__DATA SECTION__:

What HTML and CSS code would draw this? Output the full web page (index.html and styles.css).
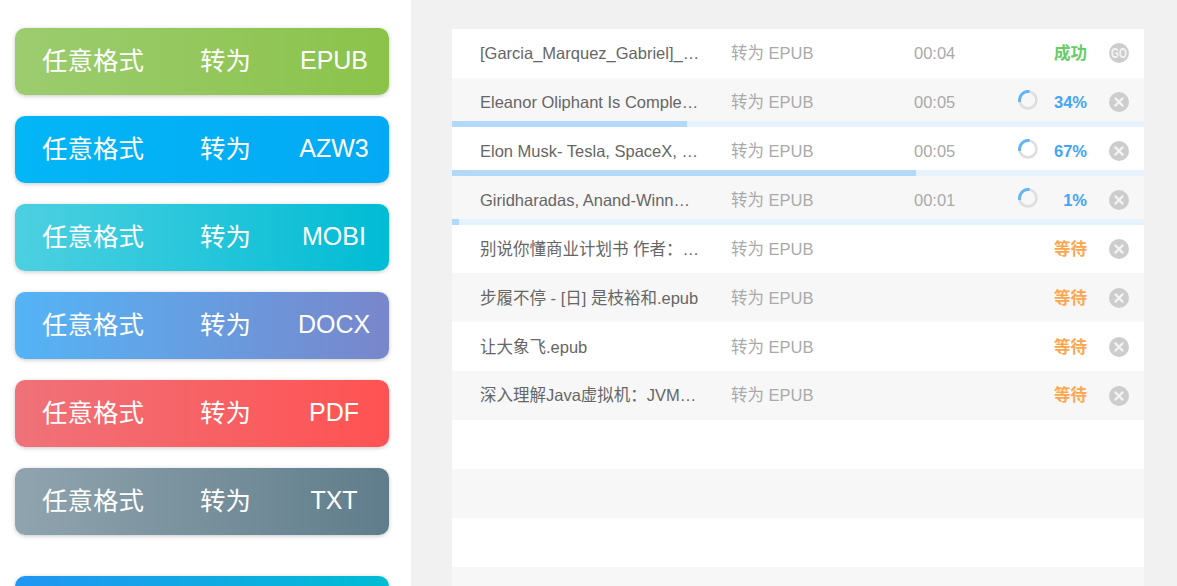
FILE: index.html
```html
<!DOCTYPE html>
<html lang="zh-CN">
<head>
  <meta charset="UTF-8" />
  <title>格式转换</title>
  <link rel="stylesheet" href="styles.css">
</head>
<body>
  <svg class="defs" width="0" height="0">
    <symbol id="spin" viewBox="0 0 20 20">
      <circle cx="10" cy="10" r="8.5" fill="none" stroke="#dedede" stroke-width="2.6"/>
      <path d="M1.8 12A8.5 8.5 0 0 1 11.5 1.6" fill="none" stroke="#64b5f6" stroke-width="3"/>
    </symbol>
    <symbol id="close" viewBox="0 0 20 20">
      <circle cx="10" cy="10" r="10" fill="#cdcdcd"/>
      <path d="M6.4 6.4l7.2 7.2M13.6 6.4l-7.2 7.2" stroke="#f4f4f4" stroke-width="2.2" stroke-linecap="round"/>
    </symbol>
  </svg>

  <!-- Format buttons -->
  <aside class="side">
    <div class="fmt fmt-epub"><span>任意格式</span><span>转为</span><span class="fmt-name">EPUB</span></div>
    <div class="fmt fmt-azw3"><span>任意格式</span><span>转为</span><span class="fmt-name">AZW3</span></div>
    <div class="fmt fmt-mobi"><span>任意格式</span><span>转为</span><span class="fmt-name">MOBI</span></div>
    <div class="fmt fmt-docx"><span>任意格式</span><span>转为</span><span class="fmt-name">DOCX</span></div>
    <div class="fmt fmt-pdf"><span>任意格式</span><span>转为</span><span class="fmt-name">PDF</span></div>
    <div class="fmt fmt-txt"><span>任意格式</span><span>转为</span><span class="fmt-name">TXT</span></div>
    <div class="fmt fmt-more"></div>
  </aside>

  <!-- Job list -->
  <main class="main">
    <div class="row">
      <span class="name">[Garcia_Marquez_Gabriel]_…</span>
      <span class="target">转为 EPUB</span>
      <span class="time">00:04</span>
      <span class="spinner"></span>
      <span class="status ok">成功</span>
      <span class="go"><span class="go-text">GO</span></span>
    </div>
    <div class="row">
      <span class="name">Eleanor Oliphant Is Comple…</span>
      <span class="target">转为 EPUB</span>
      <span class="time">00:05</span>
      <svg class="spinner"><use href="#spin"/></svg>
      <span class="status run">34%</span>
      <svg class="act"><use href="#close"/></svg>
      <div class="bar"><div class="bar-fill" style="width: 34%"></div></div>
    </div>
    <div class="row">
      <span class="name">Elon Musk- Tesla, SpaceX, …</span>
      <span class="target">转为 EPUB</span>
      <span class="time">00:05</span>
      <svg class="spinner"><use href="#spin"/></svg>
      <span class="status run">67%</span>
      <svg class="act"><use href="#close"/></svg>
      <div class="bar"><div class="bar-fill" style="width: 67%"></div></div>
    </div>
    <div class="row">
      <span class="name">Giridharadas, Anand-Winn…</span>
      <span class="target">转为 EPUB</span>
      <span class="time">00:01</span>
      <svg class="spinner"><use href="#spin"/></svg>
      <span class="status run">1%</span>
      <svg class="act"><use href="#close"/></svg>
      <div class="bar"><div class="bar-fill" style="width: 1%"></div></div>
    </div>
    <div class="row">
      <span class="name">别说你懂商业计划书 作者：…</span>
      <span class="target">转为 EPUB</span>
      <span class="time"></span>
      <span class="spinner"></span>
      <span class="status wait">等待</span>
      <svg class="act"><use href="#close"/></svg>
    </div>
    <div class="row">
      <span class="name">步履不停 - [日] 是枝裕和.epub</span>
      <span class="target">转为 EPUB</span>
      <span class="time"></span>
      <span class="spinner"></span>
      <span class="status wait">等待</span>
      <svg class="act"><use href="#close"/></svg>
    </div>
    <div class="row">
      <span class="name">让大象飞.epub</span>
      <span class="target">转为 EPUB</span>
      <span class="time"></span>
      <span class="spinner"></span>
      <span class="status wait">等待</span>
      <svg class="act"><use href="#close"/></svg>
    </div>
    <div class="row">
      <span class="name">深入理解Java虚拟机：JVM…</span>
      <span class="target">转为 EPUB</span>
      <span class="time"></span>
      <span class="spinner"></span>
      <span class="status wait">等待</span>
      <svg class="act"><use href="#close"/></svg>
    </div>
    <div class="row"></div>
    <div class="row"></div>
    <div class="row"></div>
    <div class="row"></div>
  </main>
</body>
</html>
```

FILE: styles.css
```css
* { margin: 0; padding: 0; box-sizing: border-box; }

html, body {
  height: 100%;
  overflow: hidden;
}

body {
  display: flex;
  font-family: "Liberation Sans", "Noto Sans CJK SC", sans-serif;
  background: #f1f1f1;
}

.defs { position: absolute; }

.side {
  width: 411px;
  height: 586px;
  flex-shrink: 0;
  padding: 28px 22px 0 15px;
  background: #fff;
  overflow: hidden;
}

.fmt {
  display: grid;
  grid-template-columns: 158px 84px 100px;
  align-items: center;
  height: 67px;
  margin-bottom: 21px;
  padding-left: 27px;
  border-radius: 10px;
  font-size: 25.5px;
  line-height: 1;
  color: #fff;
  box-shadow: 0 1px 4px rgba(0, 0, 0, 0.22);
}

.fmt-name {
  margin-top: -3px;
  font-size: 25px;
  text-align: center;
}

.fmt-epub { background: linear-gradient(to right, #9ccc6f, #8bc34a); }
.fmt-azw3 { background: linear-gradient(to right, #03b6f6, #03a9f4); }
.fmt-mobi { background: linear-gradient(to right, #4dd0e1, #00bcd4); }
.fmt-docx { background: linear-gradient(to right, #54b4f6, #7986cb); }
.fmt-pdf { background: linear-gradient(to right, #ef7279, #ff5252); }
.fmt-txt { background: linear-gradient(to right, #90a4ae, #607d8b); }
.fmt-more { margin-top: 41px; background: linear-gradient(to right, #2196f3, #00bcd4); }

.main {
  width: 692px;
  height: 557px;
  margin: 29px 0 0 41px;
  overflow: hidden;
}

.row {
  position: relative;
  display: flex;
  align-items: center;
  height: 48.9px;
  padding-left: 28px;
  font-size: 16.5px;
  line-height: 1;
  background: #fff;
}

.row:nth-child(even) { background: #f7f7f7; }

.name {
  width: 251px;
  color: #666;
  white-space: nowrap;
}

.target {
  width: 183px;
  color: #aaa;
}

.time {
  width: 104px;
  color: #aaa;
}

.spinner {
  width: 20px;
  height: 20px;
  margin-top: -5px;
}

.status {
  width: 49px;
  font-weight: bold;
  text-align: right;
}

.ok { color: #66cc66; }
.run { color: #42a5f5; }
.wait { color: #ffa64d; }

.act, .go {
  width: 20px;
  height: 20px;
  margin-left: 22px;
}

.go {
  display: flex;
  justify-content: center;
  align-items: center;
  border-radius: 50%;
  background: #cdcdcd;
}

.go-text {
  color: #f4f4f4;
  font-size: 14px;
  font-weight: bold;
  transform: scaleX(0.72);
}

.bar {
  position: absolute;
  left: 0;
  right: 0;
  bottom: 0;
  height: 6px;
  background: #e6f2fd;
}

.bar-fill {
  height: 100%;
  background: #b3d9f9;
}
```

__PROBLEM REQUIREMENTS__:
Leave out the pictures and transcribe everything else exactly.

__WRITTEN SOLUTION__:
What HTML and CSS code would draw this? Output the full web page (index.html and styles.css).
FILE: index.html
```html
<!DOCTYPE html>
<html lang="zh-CN">
<head>
  <meta charset="UTF-8" />
  <title>格式转换</title>
  <link rel="stylesheet" href="styles.css">
</head>
<body>
  <svg class="defs" width="0" height="0">
    <symbol id="spin" viewBox="0 0 20 20">
      <circle cx="10" cy="10" r="8.5" fill="none" stroke="#dedede" stroke-width="2.6"/>
      <path d="M1.8 12A8.5 8.5 0 0 1 11.5 1.6" fill="none" stroke="#64b5f6" stroke-width="3"/>
    </symbol>
    <symbol id="close" viewBox="0 0 20 20">
      <circle cx="10" cy="10" r="10" fill="#cdcdcd"/>
      <path d="M6.4 6.4l7.2 7.2M13.6 6.4l-7.2 7.2" stroke="#f4f4f4" stroke-width="2.2" stroke-linecap="round"/>
    </symbol>
  </svg>

  <!-- Format buttons -->
  <aside class="side">
    <div class="fmt fmt-epub"><span>任意格式</span><span>转为</span><span class="fmt-name">EPUB</span></div>
    <div class="fmt fmt-azw3"><span>任意格式</span><span>转为</span><span class="fmt-name">AZW3</span></div>
    <div class="fmt fmt-mobi"><span>任意格式</span><span>转为</span><span class="fmt-name">MOBI</span></div>
    <div class="fmt fmt-docx"><span>任意格式</span><span>转为</span><span class="fmt-name">DOCX</span></div>
    <div class="fmt fmt-pdf"><span>任意格式</span><span>转为</span><span class="fmt-name">PDF</span></div>
    <div class="fmt fmt-txt"><span>任意格式</span><span>转为</span><span class="fmt-name">TXT</span></div>
    <div class="fmt fmt-more"></div>
  </aside>

  <!-- Job list -->
  <main class="main">
    <div class="row">
      <span class="name">[Garcia_Marquez_Gabriel]_…</span>
      <span class="target">转为 EPUB</span>
      <span class="time">00:04</span>
      <span class="spinner"></span>
      <span class="status ok">成功</span>
      <span class="go"><span class="go-text">GO</span></span>
    </div>
    <div class="row">
      <span class="name">Eleanor Oliphant Is Comple…</span>
      <span class="target">转为 EPUB</span>
      <span class="time">00:05</span>
      <svg class="spinner"><use href="#spin"/></svg>
      <span class="status run">34%</span>
      <svg class="act"><use href="#close"/></svg>
      <div class="bar"><div class="bar-fill" style="width: 34%"></div></div>
    </div>
    <div class="row">
      <span class="name">Elon Musk- Tesla, SpaceX, …</span>
      <span class="target">转为 EPUB</span>
      <span class="time">00:05</span>
      <svg class="spinner"><use href="#spin"/></svg>
      <span class="status run">67%</span>
      <svg class="act"><use href="#close"/></svg>
      <div class="bar"><div class="bar-fill" style="width: 67%"></div></div>
    </div>
    <div class="row">
      <span class="name">Giridharadas, Anand-Winn…</span>
      <span class="target">转为 EPUB</span>
      <span class="time">00:01</span>
      <svg class="spinner"><use href="#spin"/></svg>
      <span class="status run">1%</span>
      <svg class="act"><use href="#close"/></svg>
      <div class="bar"><div class="bar-fill" style="width: 1%"></div></div>
    </div>
    <div class="row">
      <span class="name">别说你懂商业计划书 作者：…</span>
      <span class="target">转为 EPUB</span>
      <span class="time"></span>
      <span class="spinner"></span>
      <span class="status wait">等待</span>
      <svg class="act"><use href="#close"/></svg>
    </div>
    <div class="row">
      <span class="name">步履不停 - [日] 是枝裕和.epub</span>
      <span class="target">转为 EPUB</span>
      <span class="time"></span>
      <span class="spinner"></span>
      <span class="status wait">等待</span>
      <svg class="act"><use href="#close"/></svg>
    </div>
    <div class="row">
      <span class="name">让大象飞.epub</span>
      <span class="target">转为 EPUB</span>
      <span class="time"></span>
      <span class="spinner"></span>
      <span class="status wait">等待</span>
      <svg class="act"><use href="#close"/></svg>
    </div>
    <div class="row">
      <span class="name">深入理解Java虚拟机：JVM…</span>
      <span class="target">转为 EPUB</span>
      <span class="time"></span>
      <span class="spinner"></span>
      <span class="status wait">等待</span>
      <svg class="act"><use href="#close"/></svg>
    </div>
    <div class="row"></div>
    <div class="row"></div>
    <div class="row"></div>
    <div class="row"></div>
  </main>
</body>
</html>
```

FILE: styles.css
```css
* { margin: 0; padding: 0; box-sizing: border-box; }

html, body {
  height: 100%;
  overflow: hidden;
}

body {
  display: flex;
  font-family: "Liberation Sans", "Noto Sans CJK SC", sans-serif;
  background: #f1f1f1;
}

.defs { position: absolute; }

.side {
  width: 411px;
  height: 586px;
  flex-shrink: 0;
  padding: 28px 22px 0 15px;
  background: #fff;
  overflow: hidden;
}

.fmt {
  display: grid;
  grid-template-columns: 158px 84px 100px;
  align-items: center;
  height: 67px;
  margin-bottom: 21px;
  padding-left: 27px;
  border-radius: 10px;
  font-size: 25.5px;
  line-height: 1;
  color: #fff;
  box-shadow: 0 1px 4px rgba(0, 0, 0, 0.22);
}

.fmt-name {
  margin-top: -3px;
  font-size: 25px;
  text-align: center;
}

.fmt-epub { background: linear-gradient(to right, #9ccc6f, #8bc34a); }
.fmt-azw3 { background: linear-gradient(to right, #03b6f6, #03a9f4); }
.fmt-mobi { background: linear-gradient(to right, #4dd0e1, #00bcd4); }
.fmt-docx { background: linear-gradient(to right, #54b4f6, #7986cb); }
.fmt-pdf { background: linear-gradient(to right, #ef7279, #ff5252); }
.fmt-txt { background: linear-gradient(to right, #90a4ae, #607d8b); }
.fmt-more { margin-top: 41px; background: linear-gradient(to right, #2196f3, #00bcd4); }

.main {
  width: 692px;
  height: 557px;
  margin: 29px 0 0 41px;
  overflow: hidden;
}

.row {
  position: relative;
  display: flex;
  align-items: center;
  height: 48.9px;
  padding-left: 28px;
  font-size: 16.5px;
  line-height: 1;
  background: #fff;
}

.row:nth-child(even) { background: #f7f7f7; }

.name {
  width: 251px;
  color: #666;
  white-space: nowrap;
}

.target {
  width: 183px;
  color: #aaa;
}

.time {
  width: 104px;
  color: #aaa;
}

.spinner {
  width: 20px;
  height: 20px;
  margin-top: -5px;
}

.status {
  width: 49px;
  font-weight: bold;
  text-align: right;
}

.ok { color: #66cc66; }
.run { color: #42a5f5; }
.wait { color: #ffa64d; }

.act, .go {
  width: 20px;
  height: 20px;
  margin-left: 22px;
}

.go {
  display: flex;
  justify-content: center;
  align-items: center;
  border-radius: 50%;
  background: #cdcdcd;
}

.go-text {
  color: #f4f4f4;
  font-size: 14px;
  font-weight: bold;
  transform: scaleX(0.72);
}

.bar {
  position: absolute;
  left: 0;
  right: 0;
  bottom: 0;
  height: 6px;
  background: #e6f2fd;
}

.bar-fill {
  height: 100%;
  background: #b3d9f9;
}
```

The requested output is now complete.